Show every line in the entries below where the word "this" appears.
─── Input material ───
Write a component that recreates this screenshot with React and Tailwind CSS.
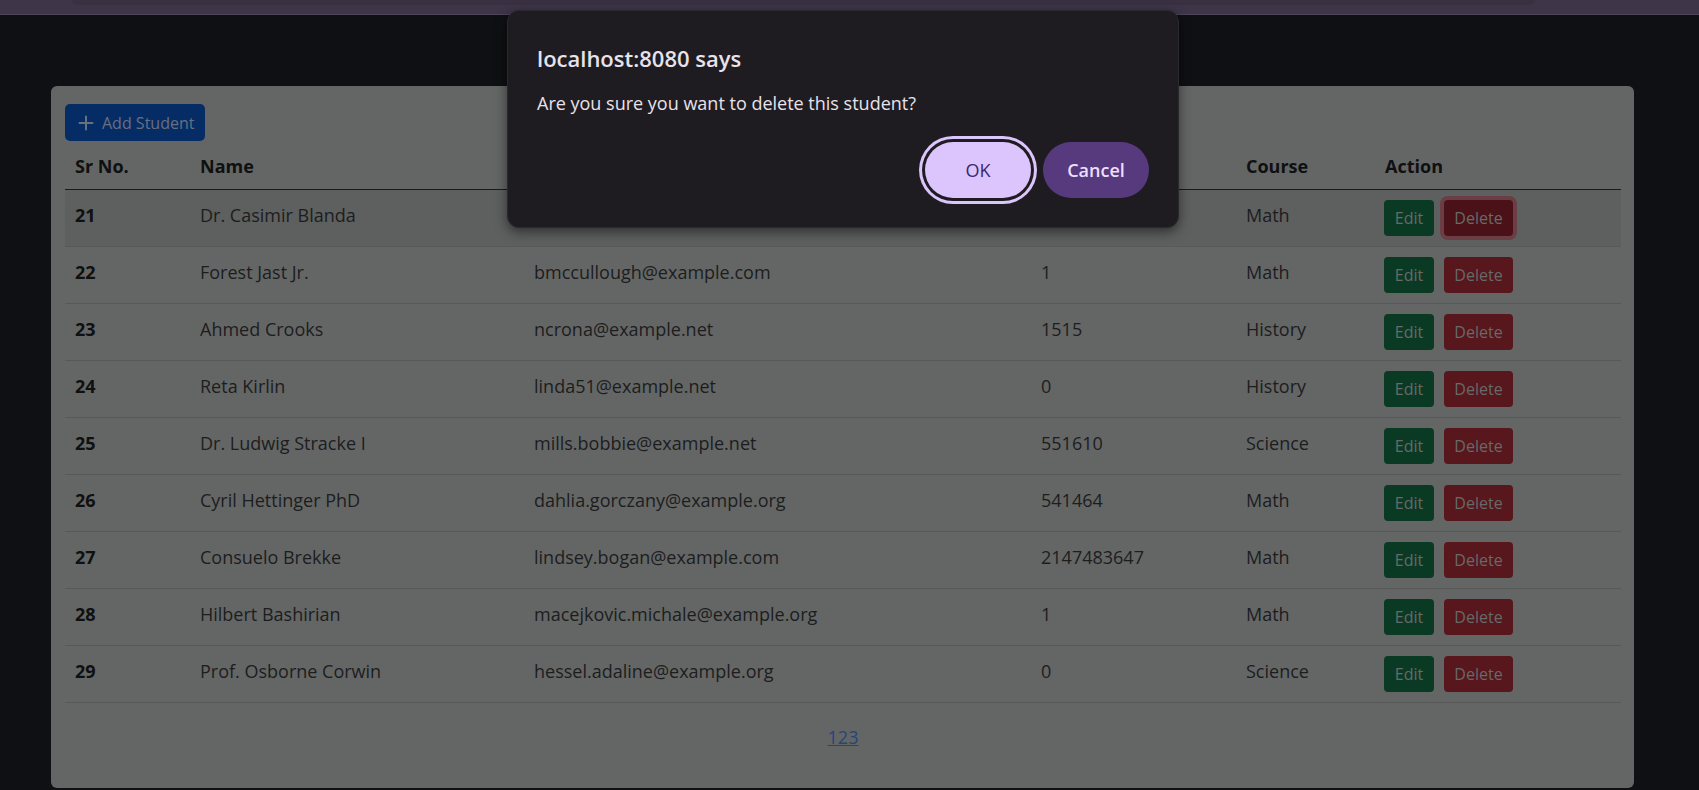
───
─── Input material ───
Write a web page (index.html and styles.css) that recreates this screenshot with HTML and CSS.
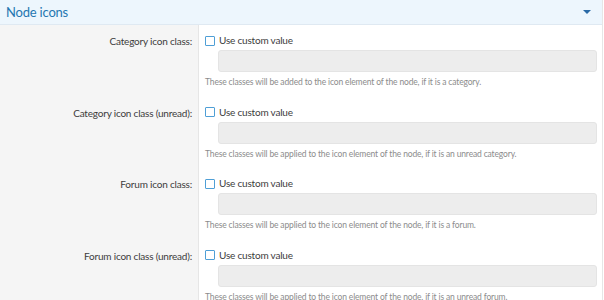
───
─── Input material ───
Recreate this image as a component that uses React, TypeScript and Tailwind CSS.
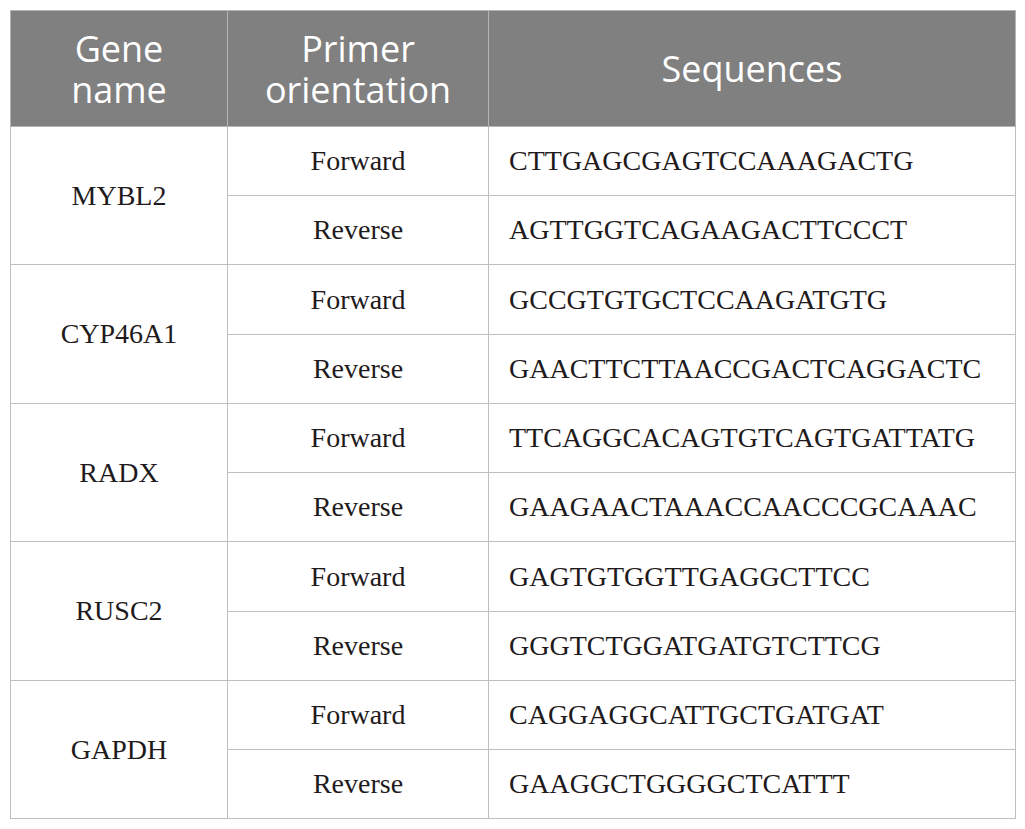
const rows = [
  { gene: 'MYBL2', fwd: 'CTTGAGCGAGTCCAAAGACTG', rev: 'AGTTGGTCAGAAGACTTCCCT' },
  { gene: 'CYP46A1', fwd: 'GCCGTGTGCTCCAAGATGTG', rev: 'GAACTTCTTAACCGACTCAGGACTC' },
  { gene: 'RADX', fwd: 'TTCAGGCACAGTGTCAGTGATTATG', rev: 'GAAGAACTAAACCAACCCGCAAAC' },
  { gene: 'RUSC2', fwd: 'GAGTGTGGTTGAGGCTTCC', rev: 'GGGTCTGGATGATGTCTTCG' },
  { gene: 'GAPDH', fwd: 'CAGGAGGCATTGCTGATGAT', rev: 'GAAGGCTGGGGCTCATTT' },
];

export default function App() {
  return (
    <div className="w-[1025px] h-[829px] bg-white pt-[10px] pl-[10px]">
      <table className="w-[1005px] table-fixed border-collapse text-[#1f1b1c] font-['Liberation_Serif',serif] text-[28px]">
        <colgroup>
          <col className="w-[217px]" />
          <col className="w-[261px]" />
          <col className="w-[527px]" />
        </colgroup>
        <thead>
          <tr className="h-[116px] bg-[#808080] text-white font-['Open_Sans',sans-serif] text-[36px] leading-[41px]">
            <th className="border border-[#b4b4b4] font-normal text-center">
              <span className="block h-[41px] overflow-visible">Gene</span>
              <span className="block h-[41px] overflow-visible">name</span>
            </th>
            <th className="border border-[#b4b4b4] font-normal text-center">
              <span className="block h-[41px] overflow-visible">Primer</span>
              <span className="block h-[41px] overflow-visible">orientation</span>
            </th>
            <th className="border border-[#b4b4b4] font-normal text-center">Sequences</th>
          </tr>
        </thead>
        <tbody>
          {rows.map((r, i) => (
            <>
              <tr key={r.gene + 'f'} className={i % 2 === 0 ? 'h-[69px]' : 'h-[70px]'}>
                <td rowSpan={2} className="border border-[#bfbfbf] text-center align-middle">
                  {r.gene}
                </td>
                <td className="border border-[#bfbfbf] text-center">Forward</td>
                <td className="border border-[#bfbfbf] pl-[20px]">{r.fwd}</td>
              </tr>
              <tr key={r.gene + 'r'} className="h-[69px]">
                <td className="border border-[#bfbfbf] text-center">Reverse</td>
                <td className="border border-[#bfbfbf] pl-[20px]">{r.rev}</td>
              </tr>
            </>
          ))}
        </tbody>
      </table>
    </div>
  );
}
───
(Task solution):
Write a component that recreates this screenshot with React and Tailwind CSS.
Write a web page (index.html and styles.css) that recreates this screenshot with HTML and CSS.
Recreate this image as a component that uses React, TypeScript and Tailwind CSS.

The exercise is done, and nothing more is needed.